IV. For commercial risks, except for workers' compensation which is governed by RSA 412:34, the commissioner may permit insurers to use appropriate systems of schedule rating filed by any insurer or rating bureau approved by the commissioner, subject to rules adopted under RSA 541-A, to assure the uniform and impartial application of such rating. Insurers shall retain supporting documentation for such ratings. Such ratings shall be:
(a) Based on an insured's management, safety, and loss control policies and record;
(b) Based on the policy administration expenses; and
(c) No greater than plus or minus 40 percent of the insurer's base rates.
V. In order to further uniform administration of rate regulatory laws, the commissioner and every insurer, advisory organization and statistical agent may exchange information and experience data with insurance supervisory officials, insurers and advisory organizations in other states and may consult with them with respect to the application of rating systems and the collection of statistical data.

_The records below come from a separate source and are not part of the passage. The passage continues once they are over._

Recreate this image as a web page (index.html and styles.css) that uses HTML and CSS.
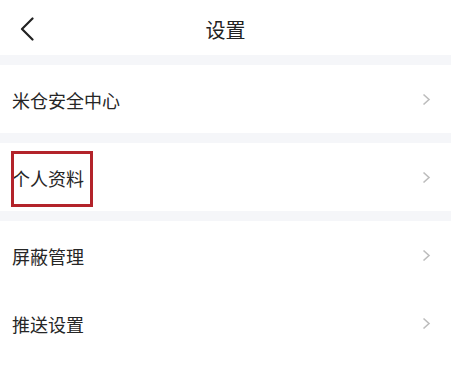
FILE: index.html
```html
<!DOCTYPE html>
<html lang="zh">
<head>
<meta charset="utf-8">
<link rel="stylesheet" href="styles.css">
</head>
<body>
<div class="page">
  <header class="header">
    <svg class="back" width="14" height="24" viewBox="0 0 14 24"><path d="M12.5 1.5 L2 12 L12.5 22.5" fill="none" stroke="#222" stroke-width="2.2" stroke-linecap="round" stroke-linejoin="round"/></svg>
    <div class="title">设置</div>
  </header>
  <div class="gap"></div>
  <div class="row"><span class="label">米仓安全中心</span><svg class="chev" width="9" height="13" viewBox="0 0 9 13"><path d="M1.5 1.5 L7 6.5 L1.5 11.5" fill="none" stroke="#bdbdbd" stroke-width="1.6"/></svg></div>
  <div class="gap"></div>
  <div class="row"><span class="label">个人资料</span><svg class="chev" width="9" height="13" viewBox="0 0 9 13"><path d="M1.5 1.5 L7 6.5 L1.5 11.5" fill="none" stroke="#bdbdbd" stroke-width="1.6"/></svg><div class="mark"></div></div>
  <div class="gap"></div>
  <div class="row"><span class="label">屏蔽管理</span><svg class="chev" width="9" height="13" viewBox="0 0 9 13"><path d="M1.5 1.5 L7 6.5 L1.5 11.5" fill="none" stroke="#bdbdbd" stroke-width="1.6"/></svg></div>
  <div class="row"><span class="label">推送设置</span><svg class="chev" width="9" height="13" viewBox="0 0 9 13"><path d="M1.5 1.5 L7 6.5 L1.5 11.5" fill="none" stroke="#bdbdbd" stroke-width="1.6"/></svg></div>
</div>
</body>
</html>
```
FILE: styles.css
```css
html, body {
  margin: 0;
  padding: 0;
  background: #fff;
}
body {
  font-family: "Noto Sans CJK SC", "Noto Sans", sans-serif;
  color: #222;
}
.page {
  width: 451px;
}
.header {
  position: relative;
  height: 55px;
  display: flex;
  align-items: center;
  justify-content: center;
}
.back {
  position: absolute;
  left: 20px;
  top: 17px;
}
.title {
  font-size: 20px;
  line-height: 24px;
  padding-top: 5px;
  color: #222;
}
.gap {
  height: 10px;
  background: #f5f6f9;
}
.row {
  position: relative;
  height: 68px;
  display: flex;
  align-items: center;
  justify-content: space-between;
  padding: 0 20px 0 12px;
}
.label {
  font-size: 18px;
  line-height: 24px;
  color: #262626;
  padding-top: 2px;
}
.chev {
  display: block;
}
.mark {
  position: absolute;
  left: 11px;
  top: 8px;
  width: 76px;
  height: 50px;
  border: 3px solid #b3232a;
}
```
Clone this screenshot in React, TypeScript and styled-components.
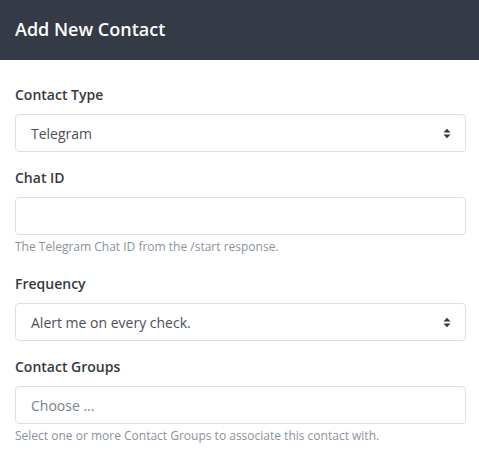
import React from 'react';
import styled, { createGlobalStyle } from 'styled-components';

const GlobalStyle = createGlobalStyle`
  html, body {
    margin: 0;
    padding: 0;
    background: #ffffff;
  }
  body {
    font-family: "Open Sans", "Liberation Sans", sans-serif;
    -webkit-font-smoothing: antialiased;
  }
`;

const SortArrows: React.FC = () => (
  <svg width="8" height="11" viewBox="0 0 8 11">
    <path d="M0.5 4.5 L4 0.8 L7.5 4.5 Z" fill="#343a40" />
    <path d="M0.5 6.5 L4 10.2 L7.5 6.5 Z" fill="#343a40" />
  </svg>
);

const App: React.FC = () => {
  return (
    <StyledModal>
      <GlobalStyle />
      <StyledHeader>Add New Contact</StyledHeader>
      <StyledBody>
        <StyledGroup>
          <StyledLabel>Contact Type</StyledLabel>
          <StyledField>
            <span>Telegram</span>
            <SortArrows />
          </StyledField>
        </StyledGroup>
        <StyledGroup>
          <StyledLabel>Chat ID</StyledLabel>
          <StyledField />
          <StyledHelp>The Telegram Chat ID from the /start response.</StyledHelp>
        </StyledGroup>
        <StyledGroup>
          <StyledLabel>Frequency</StyledLabel>
          <StyledField>
            <span>Alert me on every check.</span>
            <SortArrows />
          </StyledField>
        </StyledGroup>
        <StyledGroup>
          <StyledLabel>Contact Groups</StyledLabel>
          <StyledField placeholder>
            <span>Choose ...</span>
          </StyledField>
          <StyledHelp>Select one or more Contact Groups to associate this contact with.</StyledHelp>
        </StyledGroup>
      </StyledBody>
    </StyledModal>
  );
};

const StyledModal = styled.div`
  width: 479px;
  height: 460px;
  background: #ffffff;
  overflow: hidden;
`;

const StyledHeader = styled.div`
  height: 60px;
  box-sizing: border-box;
  background: #343a46;
  color: #ffffff;
  display: flex;
  align-items: center;
  padding: 0 15px 2px;
  font-size: 18px;
  font-weight: 600;
`;

const StyledBody = styled.div`
  padding: 25px 13px 0 15px;
  display: flex;
  flex-direction: column;
  gap: 16px;
`;

const StyledGroup = styled.div`
  display: flex;
  flex-direction: column;
`;

const StyledLabel = styled.div`
  font-size: 14px;
  line-height: 20px;
  font-weight: 600;
  color: #333a40;
  margin-bottom: 9px;
`;

const StyledField = styled.div<{ placeholder?: boolean }>`
  height: 38px;
  box-sizing: border-box;
  border: 1px solid #dcdfe4;
  border-radius: 4px;
  display: flex;
  align-items: center;
  justify-content: space-between;
  padding: 0 14px 0 15px;
  font-size: 14px;
  color: ${(p) => (p.placeholder ? '#7a8088' : '#4a5058')};
  svg {
    margin-top: 1px;
  }
`;

const StyledHelp = styled.div`
  font-size: 12px;
  line-height: 16px;
  color: #8a939c;
  margin-top: 4px;
  margin-bottom: 3px;
`;

export default App;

VI. Insurers may charge service fees for unanticipated costs, such as the costs associated with returned checks or late payments. Such fees shall not be in excess of the reasonable administrative cost associated with the service at issue. Installment fees may not be charged for the first payment of each policy term because they are never unanticipated.
VII. For personal lines policies, the general rule is that premium is earned pro-rata over the length of the policy. However, insurers may file other than pro-rata earning patterns if the risk is distributed unevenly over the policy period. If the personal lines policy is canceled with or without cause by either party, all unearned premium at the time of the cancellation shall be returned to the insured.
Source. 2003, 150:1. 2006, 196:8. 2008, 212:5, eff. June 16, 2008. 2016, 115:2, eff. July 19, 2016. 2017, 55:5, 6, eff. Aug. 1, 2017. 2019, 103:1, eff. Aug. 20, 2019. 2021, 50:6, eff. July 24, 2021.